Army Regulation 27‐26 (Rules of Professional Conduct for Lawyers of 1 May 1992) Rule 5.2(b) is identical to the Air Force and Navy/Marine Corps rule.
Rule 5.2(b) of the Model Rule of Professional Conduct is identical to each of the Service rules.
The Regulation for Trial by Military Commission (2011 Edition) (RTMC) paragraph 9.1(a)(2) states, "The Chief Defense Counsel shall supervise all defense activities and the efforts of detailed defense counsel and other office personnel and resources pursuant to the M.C.A. and the M.M.C., ensure proper supervision and management of all personnel and resources assigned to the Office of the Chief Defense Counsel (OCDC), and facilitate the proper representation of all accused referred to trial before a military commission appointed pursuant to the M.C.A."

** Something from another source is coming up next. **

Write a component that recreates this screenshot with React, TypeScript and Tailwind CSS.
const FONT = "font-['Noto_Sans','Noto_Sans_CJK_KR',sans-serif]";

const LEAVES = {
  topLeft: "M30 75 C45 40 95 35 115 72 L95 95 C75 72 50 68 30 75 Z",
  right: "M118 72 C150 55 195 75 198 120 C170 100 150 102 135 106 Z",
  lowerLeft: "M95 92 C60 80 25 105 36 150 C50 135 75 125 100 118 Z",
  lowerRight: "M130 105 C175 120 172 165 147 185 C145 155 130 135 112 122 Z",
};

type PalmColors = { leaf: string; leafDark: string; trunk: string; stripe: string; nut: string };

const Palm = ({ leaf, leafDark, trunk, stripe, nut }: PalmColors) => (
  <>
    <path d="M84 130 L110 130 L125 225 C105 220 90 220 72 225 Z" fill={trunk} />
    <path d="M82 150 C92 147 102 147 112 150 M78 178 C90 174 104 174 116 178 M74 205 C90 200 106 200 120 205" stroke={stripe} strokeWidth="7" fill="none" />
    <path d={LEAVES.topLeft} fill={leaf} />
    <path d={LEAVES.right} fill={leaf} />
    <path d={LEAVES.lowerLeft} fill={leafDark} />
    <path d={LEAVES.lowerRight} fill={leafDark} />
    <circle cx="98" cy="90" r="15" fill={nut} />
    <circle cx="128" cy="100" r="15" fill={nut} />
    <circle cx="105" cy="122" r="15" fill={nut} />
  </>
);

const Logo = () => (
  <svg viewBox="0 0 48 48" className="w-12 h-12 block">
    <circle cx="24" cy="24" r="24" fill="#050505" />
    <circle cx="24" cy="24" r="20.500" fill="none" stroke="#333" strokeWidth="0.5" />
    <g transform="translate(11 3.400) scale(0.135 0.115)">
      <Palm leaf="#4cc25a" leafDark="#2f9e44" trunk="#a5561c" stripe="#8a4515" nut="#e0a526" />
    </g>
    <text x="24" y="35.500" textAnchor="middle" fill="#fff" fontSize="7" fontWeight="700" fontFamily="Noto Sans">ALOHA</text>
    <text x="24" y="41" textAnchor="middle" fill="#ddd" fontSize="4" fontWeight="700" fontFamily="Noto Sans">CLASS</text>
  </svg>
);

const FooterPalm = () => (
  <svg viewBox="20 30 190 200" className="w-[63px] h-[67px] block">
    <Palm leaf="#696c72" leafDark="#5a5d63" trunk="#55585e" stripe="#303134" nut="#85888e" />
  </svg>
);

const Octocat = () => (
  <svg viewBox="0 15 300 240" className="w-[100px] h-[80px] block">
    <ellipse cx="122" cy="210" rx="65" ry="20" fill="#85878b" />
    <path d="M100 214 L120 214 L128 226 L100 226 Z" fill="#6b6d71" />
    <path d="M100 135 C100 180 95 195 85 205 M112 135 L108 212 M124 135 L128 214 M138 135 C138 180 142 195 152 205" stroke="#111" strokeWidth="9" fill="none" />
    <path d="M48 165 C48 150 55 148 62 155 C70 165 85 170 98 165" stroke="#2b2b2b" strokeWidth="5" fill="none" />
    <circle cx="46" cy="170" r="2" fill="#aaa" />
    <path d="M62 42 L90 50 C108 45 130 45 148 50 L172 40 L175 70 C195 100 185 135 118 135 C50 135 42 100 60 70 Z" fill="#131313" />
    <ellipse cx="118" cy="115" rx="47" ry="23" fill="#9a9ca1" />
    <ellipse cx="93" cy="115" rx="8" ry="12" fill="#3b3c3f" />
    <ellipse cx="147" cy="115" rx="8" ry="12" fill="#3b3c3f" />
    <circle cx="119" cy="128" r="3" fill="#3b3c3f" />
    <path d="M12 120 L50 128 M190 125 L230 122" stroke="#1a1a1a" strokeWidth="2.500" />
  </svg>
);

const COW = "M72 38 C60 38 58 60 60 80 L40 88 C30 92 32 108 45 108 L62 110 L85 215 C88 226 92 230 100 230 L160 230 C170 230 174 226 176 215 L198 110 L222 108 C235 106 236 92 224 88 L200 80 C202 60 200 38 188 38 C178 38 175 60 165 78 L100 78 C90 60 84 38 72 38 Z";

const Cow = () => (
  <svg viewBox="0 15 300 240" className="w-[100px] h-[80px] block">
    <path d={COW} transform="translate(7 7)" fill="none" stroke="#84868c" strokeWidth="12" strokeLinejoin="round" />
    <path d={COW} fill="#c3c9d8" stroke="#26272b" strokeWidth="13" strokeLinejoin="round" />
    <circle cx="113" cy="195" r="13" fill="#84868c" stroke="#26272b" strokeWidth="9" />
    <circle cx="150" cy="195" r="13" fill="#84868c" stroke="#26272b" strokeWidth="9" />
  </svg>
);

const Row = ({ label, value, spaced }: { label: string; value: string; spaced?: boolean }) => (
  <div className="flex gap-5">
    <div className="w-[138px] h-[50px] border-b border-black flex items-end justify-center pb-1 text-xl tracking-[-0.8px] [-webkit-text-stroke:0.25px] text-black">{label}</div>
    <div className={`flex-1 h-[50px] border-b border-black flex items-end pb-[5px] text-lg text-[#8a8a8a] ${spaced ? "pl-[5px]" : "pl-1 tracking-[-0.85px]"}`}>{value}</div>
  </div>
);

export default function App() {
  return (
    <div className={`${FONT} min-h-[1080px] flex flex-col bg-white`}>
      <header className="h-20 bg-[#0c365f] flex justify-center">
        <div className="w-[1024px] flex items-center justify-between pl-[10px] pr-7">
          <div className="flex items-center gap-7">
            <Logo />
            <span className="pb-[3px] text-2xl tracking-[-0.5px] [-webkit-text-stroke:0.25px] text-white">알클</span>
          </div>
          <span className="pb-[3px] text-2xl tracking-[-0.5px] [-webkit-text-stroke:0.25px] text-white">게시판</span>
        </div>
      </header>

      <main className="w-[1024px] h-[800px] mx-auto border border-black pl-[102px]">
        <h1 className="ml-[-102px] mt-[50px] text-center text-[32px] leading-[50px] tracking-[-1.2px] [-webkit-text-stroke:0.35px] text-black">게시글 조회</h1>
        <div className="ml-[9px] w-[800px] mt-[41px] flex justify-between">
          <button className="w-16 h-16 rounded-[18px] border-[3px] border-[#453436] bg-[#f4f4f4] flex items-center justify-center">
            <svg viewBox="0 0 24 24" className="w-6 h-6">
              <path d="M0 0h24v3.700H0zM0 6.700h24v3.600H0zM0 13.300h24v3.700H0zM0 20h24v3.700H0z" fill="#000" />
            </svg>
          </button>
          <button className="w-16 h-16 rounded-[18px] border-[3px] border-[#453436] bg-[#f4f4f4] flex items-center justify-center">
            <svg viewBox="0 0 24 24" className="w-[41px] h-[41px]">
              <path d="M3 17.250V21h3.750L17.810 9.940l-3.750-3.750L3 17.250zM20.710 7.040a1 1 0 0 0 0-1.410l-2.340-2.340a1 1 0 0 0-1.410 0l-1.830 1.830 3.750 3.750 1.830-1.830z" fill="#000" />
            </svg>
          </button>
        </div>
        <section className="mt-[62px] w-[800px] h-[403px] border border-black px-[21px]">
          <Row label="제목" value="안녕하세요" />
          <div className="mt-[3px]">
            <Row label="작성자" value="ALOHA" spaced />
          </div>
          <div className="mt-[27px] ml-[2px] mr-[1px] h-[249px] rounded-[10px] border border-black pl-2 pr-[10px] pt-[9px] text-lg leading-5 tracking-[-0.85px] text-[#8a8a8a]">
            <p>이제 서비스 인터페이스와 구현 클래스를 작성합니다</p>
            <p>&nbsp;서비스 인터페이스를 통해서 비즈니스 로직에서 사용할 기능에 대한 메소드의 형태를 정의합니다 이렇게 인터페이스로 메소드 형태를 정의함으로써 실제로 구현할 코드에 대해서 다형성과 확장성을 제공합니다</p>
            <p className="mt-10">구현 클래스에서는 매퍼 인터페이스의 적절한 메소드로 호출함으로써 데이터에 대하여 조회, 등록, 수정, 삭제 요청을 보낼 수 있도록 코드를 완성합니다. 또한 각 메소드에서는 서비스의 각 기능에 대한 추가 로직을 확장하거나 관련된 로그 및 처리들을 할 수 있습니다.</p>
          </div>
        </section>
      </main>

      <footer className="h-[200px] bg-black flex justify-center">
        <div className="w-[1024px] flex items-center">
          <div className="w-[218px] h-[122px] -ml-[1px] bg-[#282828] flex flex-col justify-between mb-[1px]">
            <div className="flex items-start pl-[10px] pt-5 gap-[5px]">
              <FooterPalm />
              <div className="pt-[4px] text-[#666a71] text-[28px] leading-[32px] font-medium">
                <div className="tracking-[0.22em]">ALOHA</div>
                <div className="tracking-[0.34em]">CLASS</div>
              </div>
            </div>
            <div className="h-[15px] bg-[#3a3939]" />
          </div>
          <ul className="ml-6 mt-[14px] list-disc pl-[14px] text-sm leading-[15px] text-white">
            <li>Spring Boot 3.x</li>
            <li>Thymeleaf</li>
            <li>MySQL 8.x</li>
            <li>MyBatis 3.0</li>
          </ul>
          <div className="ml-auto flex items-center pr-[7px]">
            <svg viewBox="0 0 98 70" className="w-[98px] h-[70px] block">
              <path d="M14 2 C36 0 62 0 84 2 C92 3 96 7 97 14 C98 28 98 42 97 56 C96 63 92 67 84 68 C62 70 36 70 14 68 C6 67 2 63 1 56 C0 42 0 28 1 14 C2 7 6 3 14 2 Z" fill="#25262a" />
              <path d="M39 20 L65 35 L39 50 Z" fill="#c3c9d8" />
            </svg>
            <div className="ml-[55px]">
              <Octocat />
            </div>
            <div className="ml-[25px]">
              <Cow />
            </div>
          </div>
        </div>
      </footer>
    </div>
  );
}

RTMC paragraph 9.1(a)(9) states, "The Chief Defense Counsel shall take appropriate measures to ensure that each detailed defense counsel is capable of zealous representation and unencumbered by any conflict of interest. In this regard, the Chief Defense Counsel shall monitor the activities of all defense counsel (detailed and civilian) and take appropriate measures to ensure that defense counsel remain unencumbered by conflicts of interest."
More than 100 civilian and military lawyers fall under the command of the OCDC.

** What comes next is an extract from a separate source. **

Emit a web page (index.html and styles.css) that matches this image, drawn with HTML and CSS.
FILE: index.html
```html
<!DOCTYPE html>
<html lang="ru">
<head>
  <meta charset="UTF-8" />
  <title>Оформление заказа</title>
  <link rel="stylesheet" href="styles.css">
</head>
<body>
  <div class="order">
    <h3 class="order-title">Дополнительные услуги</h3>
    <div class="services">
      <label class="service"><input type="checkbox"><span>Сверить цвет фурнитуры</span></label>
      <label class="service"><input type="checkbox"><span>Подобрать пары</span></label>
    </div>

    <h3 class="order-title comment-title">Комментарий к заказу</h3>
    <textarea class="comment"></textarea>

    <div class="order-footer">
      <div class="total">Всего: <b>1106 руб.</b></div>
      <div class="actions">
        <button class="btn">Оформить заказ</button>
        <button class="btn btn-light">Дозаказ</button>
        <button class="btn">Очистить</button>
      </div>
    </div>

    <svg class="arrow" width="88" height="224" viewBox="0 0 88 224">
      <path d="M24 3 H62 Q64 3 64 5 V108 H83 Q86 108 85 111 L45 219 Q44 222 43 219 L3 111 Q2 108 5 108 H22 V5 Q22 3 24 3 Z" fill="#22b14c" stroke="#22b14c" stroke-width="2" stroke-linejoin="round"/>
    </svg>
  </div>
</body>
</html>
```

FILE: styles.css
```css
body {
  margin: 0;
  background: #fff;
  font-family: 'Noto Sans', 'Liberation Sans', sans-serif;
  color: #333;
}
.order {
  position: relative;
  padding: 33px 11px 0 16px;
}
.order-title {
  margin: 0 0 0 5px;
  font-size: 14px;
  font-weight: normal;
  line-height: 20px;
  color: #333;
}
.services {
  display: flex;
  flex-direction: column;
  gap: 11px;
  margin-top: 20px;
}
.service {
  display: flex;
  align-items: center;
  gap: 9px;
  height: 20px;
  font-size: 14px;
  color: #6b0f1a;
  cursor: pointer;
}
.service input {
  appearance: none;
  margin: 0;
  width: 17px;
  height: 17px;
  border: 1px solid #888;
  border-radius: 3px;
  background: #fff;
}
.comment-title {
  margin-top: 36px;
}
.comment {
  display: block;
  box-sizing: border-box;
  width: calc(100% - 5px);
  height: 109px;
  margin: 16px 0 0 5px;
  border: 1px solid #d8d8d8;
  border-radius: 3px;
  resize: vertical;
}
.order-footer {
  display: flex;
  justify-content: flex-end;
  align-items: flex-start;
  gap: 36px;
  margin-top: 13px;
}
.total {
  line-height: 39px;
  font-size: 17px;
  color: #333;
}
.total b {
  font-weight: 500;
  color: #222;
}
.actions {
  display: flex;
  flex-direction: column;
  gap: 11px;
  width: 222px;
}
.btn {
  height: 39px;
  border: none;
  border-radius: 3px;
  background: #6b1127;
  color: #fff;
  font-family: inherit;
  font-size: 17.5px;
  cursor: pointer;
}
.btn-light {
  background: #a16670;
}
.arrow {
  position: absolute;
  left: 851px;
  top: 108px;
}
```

According to a statement printed in the Washington Post attributed to Colonel Clowell, “It is impermissible for them to agree to the procedure that the government has set for the delivery and review of legal mail.”
Included among the five detainees whose correspondence would be subject to inspection under the new rule is Khalid Sheik Mohammed, a Kuwaiti national, who is accused by the U.S. government of being a member of al-Qaeda, including running the group’s propaganda machine since 1999.
According to the report issued by the 9/11 Commission, Khalid Sheik Mohammed was the “principal architect of the 9/11 attacks.” His alleged terrorist activities also include playing a major role in the bombing of the World Trade Center in 1993, the bombings of nightclubs in Bali, and personally beheading American journalist Daniel Pearl in 2002.
He was captured on March 1, 2003 in Pakistan and has been detained at the Guantanamo Bay facility in Cuba since September of 2006.
Mohammed, 46, was charged in 2008 by an American military commission with war crimes and murder and faces the death penalty if convicted.
The other four detainees have also been in custody at the Guantanamo facility since 2006 after having been detained (and allegedly tortured) by the Central Intelligence Agency at secret “black site” prisons located throughout the world.
In response to the request from Admiral Woods, the attorneys for the five prisoners have written a memo opposing the new rule based on their averment that such a scheme would violate the privilege afforded communication between attorneys and clients. Furthermore, were the rule to be enforced, their clients would be deprived of the right to counsel afforded to individuals by the U.S. Constitution.
Specifically, as set forth in the Supreme Court’s decision in the case of Brewer v. Williams 430 U.S. 387 (1977), the applicable rights granted by the 6th and 14th Amendments “mean at least that a person is entitled to the help of a lawyer at or after the time that judicial proceedings have been initiated against him, whether by formal charge, preliminary hearing, indictment, information, or arraignment.” After the initiation of legal proceedings, a defendant has a right to confer with counsel whenever he is questioned by an agent of the government.
The Sixth Amendment to the U.S. Constitution reads:
In all criminal prosecutions, the accused shall enjoy the right to a speedy and public trial, by an impartial jury of the State and district wherein the crime shall have been committed, which district shall have been previously ascertained by law, and to be informed of the nature and cause of the accusation; to be confronted with the witnesses against him; to have compulsory process for obtaining witnesses in his favor, and to have the Assistance of Counsel for his defence.
Given the gravity of the situation and the substantial effect on one of the Bill of Rights’ most fundamental guarantees, the lawyers for the five detainees have fought to set aside the order sent them by Admiral Woods wherein the new rules were proposed.
There is very little time to work out these critical issues of civil liberty, as Attorney General Eric Holder announced in April that the five would be arraigned before military tribunals sometime in 2012. All five of these inmates face the death penalty if convicted of the charges against them.
The decision to try these defendants before a military commission rather than in a U.S. federal court was a disavowal of Holder’s earlier statement recommending civilian trials for the suspects.
Colonel Clowell’s memo was released by the American Civil Liberties Union, who issued a statement of their own in praise of Clowell’s directive. "Col. Colwell joins an honorable line of Guantanamo military lawyers who have opposed superiors’ attempts, in the ostensible name of security, to undermine long-standing rules necessary for a fair trial,” declared Zachary Katznelson, senior staff attorney with the ACLU National Security Project.
As The New American reported last week, January 11 marked the 10th anniversary of the opening of the Guantanamo Bay Detention Facility in Cuba.